De leur côté, les métiers passent d’un rôle passif à une posture active dans l’analyse. Ils identifient leurs besoins, conçoivent leurs propres KPI et élaborent les visualisations qui répondent directement à leurs enjeux opérationnels. Cette autonomie exige cependant de nouvelles compétences : savoir interpréter correctement les données, maîtriser les bases de la data literacy et comprendre les limites des outils. Cela implique aussi une responsabilisation accrue : produire un indicateur n’est plus une simple demande à l’IT, mais une démarche qui engage la fiabilité des analyses au sein de leur département. C’est pourquoi la collaboration entre IT et métiers devient indispensable. L’IT fournit un cadre robuste et sécurisé, tandis que les métiers exploitent la donnée pour générer de la valeur. Cette complémentarité, lorsqu’elle fonctionne en harmonie, conditionne la qualité, la pertinence et l’impact des décisions prises par l’entreprise.
Le self-service BI n’est qu’une étape dans l’évolution des usages liés à la donnée. Nous entrons aujourd’hui dans une nouvelle ère : celle de la BI augmentée et prédictive, portée par l’intelligence artificielle, l’automatisation et la BI conversationnelle. Concrètement, cela signifie que les outils deviennent capables d’aller bien au-delà de la simple restitution d’indicateurs. Un utilisateur peut désormais interroger ses données en langage naturel — comme s’il posait une question à un collègue — et obtenir instantanément une visualisation ou une analyse pertinente. Les systèmes sont également capables de suggérer automatiquement des corrélations inattendues, d’identifier des anomalies ou encore de proposer des prévisions fiables grâce à des modèles de machine learning intégrés.
Ces innovations transforment la manière de travailler avec la donnée. Elles rendent les analyses encore plus accessibles aux non-spécialistes, qui n’ont plus besoin de connaissances techniques avancées pour obtenir des insights de qualité. Les directions peuvent anticiper les tendances de marché, détecter des signaux faibles ou simuler différents scénarios pour prendre des décisions proactives plutôt que réactives. Toutefois, cette puissance accrue rend la gouvernance encore plus indispensable. Plus les outils deviennent intelligents et autonomes, plus il est essentiel de garantir la fiabilité des données sources, la traçabilité des calculs et la transparence des modèles utilisés. Sans ce cadre, le risque est de générer des analyses séduisantes en apparence, mais basées sur des données incomplètes ou biaisées. Pour que la BI augmentée tienne ses promesses, la confiance et la qualité doivent rester au centre du dispositif, en complément de l’agilité et de l’autonomie offertes aux métiers.
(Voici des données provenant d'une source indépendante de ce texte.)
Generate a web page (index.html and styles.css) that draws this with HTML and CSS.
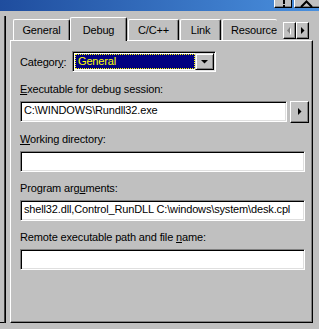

Du reporting statique au self-service BI, les entreprises ont parcouru un chemin considérable. Aujourd’hui, la donnée n’est plus réservée aux experts : elle devient un bien commun, que chaque collaborateur peut exploiter. Mais cette autonomie ne doit pas être synonyme de chaos. En posant une gouvernance claire, en favorisant la collaboration entre IT et métiers et en investissant dans la montée en compétences, le self-service BI peut devenir un puissant levier stratégique.
Le futur de la Business Intelligence sera sans doute plus autonome, plus prédictif et plus collaboratif. Les organisations qui sauront conjuguer liberté et contrôle feront de leurs données un véritable moteur de performance.